Positive Impact of Positive Comments by Anyone

It is an English teacher’s ethical obligation to remain positive and foster positive “English image” in our students. I say that today for two reasons. One based on research in the field of language learning, and the other based on research in the medical field.

I was reading my tweets today, and a tweet from Blythe Musteric (@Blythe_Musteric) caught my eye. She had posted an blog entitled “Impact of negative comments on nonnative speakers in the workplace.” The title is pretty self explanatory, but basically it says that impatient, negative coworkers can impair their non-native speaker colleagues’ language ability by using negative language. The writer suggests that coworkers encourage their colleagues to improve, and uses a statement from Krashen as support.

Doubt and anxiety decrease a learner’s ability to process the language, creating a “mental block” for language learning. [Krashen, S. (1988), Second Language Acquisition and Second Language, Prentice Hall]

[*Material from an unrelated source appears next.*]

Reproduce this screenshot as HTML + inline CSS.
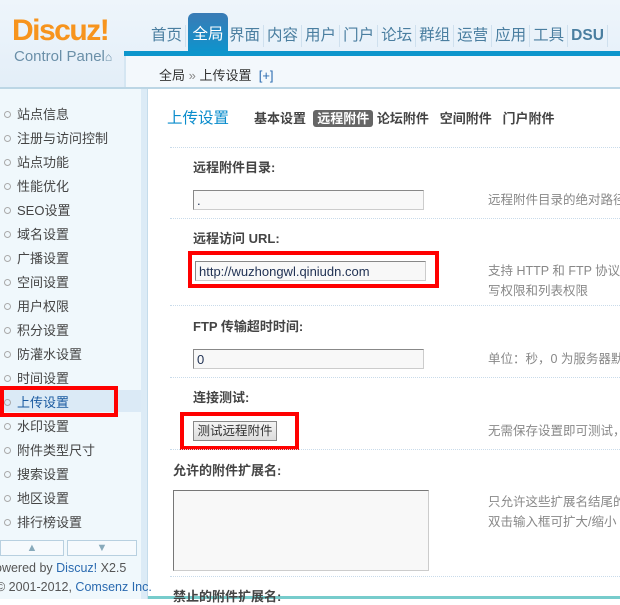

If we extrapolate from this, anything we as teachers do or say that increases the doubt and anxiety of our students should be avoided, and we are obliged to increase our learners’ self confidence and secruity. We have the ethical obligation to create this kind of environment through the use of predictable outcomes, encouragement, and a curriculum that fosters language development.

Since I teach nurses, I wanted some more evidence from their field of expertise on the effects of positive beliefs. I found an article by Herbert Benson and Richard Friedman, from the Annual Review of Medicine, entitled,” Harnessing the Power of the Placebo Effect and Renaming It ‘Remembered Wellness.'” In it the writers suggests that the placebo effect gets positive results in 60-90% of cases which are enhanced by a.) positive beliefs and expectations by the patient, b.) positive beliefs and expectations by the health care professional, and c.) a good relationship between the parties.

This kind of research would be very useful in a language learning setting, where one class was left to their own beliefs about their learning and had no relationship with their teacher, and another class where all three of the factors were present, positive beliefs and expectation by the learner, by the teacher, and with good relationships between the two. My hypothesis is that the class with the positive beliefs and expectations and good relationships between teacher and student would perform better than the class with no such benefits.

I do not have data from such a study, but there is enough circumstantial evidence to suggest that it is the teachers ethical duty to remain positive him or herself, to help their students be positive about their outcomes, and to maintain good relationships.